Are you even paying attention? The only person saying "revolutionary" is you (and in response to multiple individual points in stead of the "whole", I might add). Vista is, in fact, the biggest update in years because it's much bigger than any Apple update other than Classic Mac OS to OS X (2001) or Win9x to XP (also 2001).
If you're honestly telling me "new Mail app" and "new WMP" puts Vista over OS X, you're more of fanboy than the rest of your post portrayed you as.

It's rather absurd of you to be pointing out two individual features instead of the product as a whole. It would be akin to saying... "If you're honestily telling me "dashboard ripple" and "new screensavers" puts OS X over Windows, you're more of a fanboi than the rest of your post portrayed you as."
There's not very much Vista is offering except for tweaked UIs and a bunch of new APIs being made available for XP too.
Except for most of those features in the list I provided, you'd be correct.
What's scary is to imagine where Apple will be with OS X Leopard in late 2006 just as Microsoft catches up to mid-2005 with Windows Vista.
Like I said, and like numerous people here have indiectly agreed with...
Vista 2006 is superior technologically to Tiger 2005. By responding to one of my statements by saying "but Vista won't be out until 2006" all you're doing is acknowledging that it is technologically superior. Whether it will be technologically superior to Leopard 2006/2007 remains to be seen.
I mean heck, despite all those features you list, will Windows finally get a global spellchecker? What about a dictionary? Anything close to the power of the Services menu? And so on. Apple has a massive foundation of usability to build on.
Spell-checker.. yes
Dictionary... nothing has shown up in builds so far but the natural language stuff in Vista does have one (for Tablet and other features) so it's possible. Not likely though IMO.
Services menu? My services menu generally has most of the options greyed out 90% of the time and I've never found any use for it. Maybe if you described what you use it for then I could tell you if their is an equivelent in Vista.
You seem to think Microsoft is going to continue adding a whole bunch of new things up until release. No, they're going to refine and fix the bugs in their current featureset.
Go to Winsupersite and take a look at the history of XP (Whistler). Features contiuned to pour in until after RC1. Vista isn't even at Beta 2 yet, doesn't include most of the end-user stuff (full implementations of MCE, Tablet, Movie Maker etc.) and the new Windows development process make it so features have to be of a certian quality at a certian time to make it into a build.
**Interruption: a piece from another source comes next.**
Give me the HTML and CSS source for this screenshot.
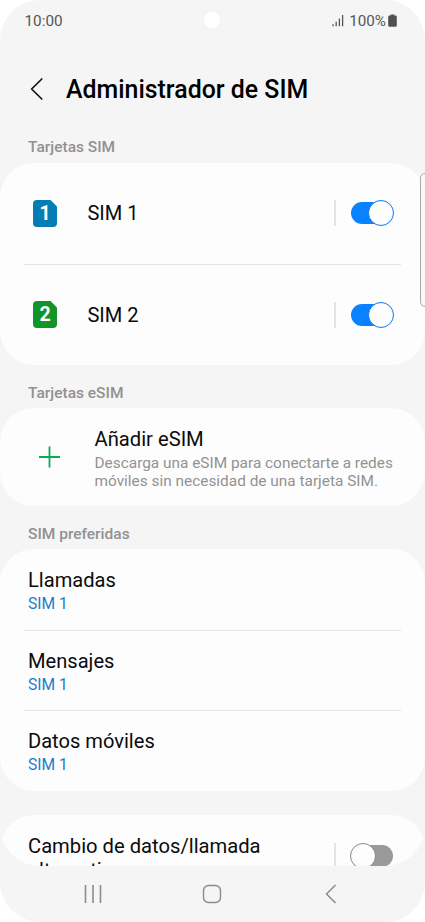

That means that features not deemed for release in this build might make it in the next, or features not in RC1 might make it into RTM. Likewise it means that features not in RTM will be delievered later or separate from Vista, like WinFS.
These are brand new untested Microsoft APIs, so expect all kinds of holes and flaws in them for hammering on until RTM.
The teams working on those new API's are all together different than teams working on other parts of Windows. One team hammering out bugs has nothing to do with another team implementing features.
Microsoft is JUST NOW getting around to reducing privileges in the default account. And we still have to wait until 2006 to get it.
90% of that is just a setting. You can change a setting, right? If you don't like how it's configured by default then change the settings, it's that simple. You can create limited user accounts with any flavor of NT (version 4 or up).
Geez, even Paul Thurrott isn't as dogmatic as you are about Vista ("Longhorn is a trainwreck"..."OS X is simply better than Windows, especially for power users").
That is typical fanboy responses. You ignore ANY facts that might be relevant so you can show superiority. For instance, the first Thurrott statement is about the Longhorn development process on build 5203. Thurrott has since talked about Vista (in later builds) not being a train-wreck and in fact shaping up to be great but of course you probably just ignored that completely.
The second quote isn't even about Vista but XP.
Dude. I'm RUNNING Vista 1 on a secondary 40GB hard drive at home and I can tell you that I'm having crashes on my apps left and right. Try loading Office 2003 and work with it for a day or two. I don't know how but office itself is crashing the OS.
Beta 1 for me has been stable although there are a fair amount of app crashes. No blue screens, which is amazing considering I'm running alpha quality drivers for video, sound, and networking. Vista Beta 1 is far more stable than XP was at this same stage, than the Tiger WWDC Developer Preview was, and far more stable than the Mactel Developer Box at work (not a hacked copy but the real thing rented from Apple).
We won't even talk about games but to be fair I wouldn't expect Direct X games to be stable at this point until DX10 is delivered.
Why? Games use DX9.
The reason I expect Vista to be buggy is simple. They ARE rushing the OS. Like it or not its been just over a year since they dropped the base code they were working with and started using Windows 2003 base code. Now I have no problems with Windows 2003. It a solid OS. But when you start from scratch 2.5 years before release with how many million lines of code? Practically speaking.
How are they rushing an Vista? when it's been 2.5 years building on Windows Server 2003 code when XP only took 18 months from being built on Windows 2000 (beta) code? And how is it "startign from scratch" if they're starting from Windows Server 2003 code? I think you misunderstand the concept of a "reset" and what was actually scrapped.
Teams work on their particular feature or feature set separate from Longhorn/Vista Builds. These features then get added ("checked in") to the main branch of code (the OS). The build itself is actually separate from the feature development of most teams. So when a build is created or scrapped it generally has little effect on any particular feature. Doing a "reset" just means that the Core OS team and the build team (people who check features into builds ) had to start over. The people actually working on specific features lost relatively little. All they needed to do was update their code to work with the Windows Server 2003 based build-- which often takes very little work.
the only thing funny about it is that OSXbeta worked about as well as the competition which was i think Windows ME.......
Windows 2000 was available as well. 2000 is quite stable, even moreso than XP in many people's minds.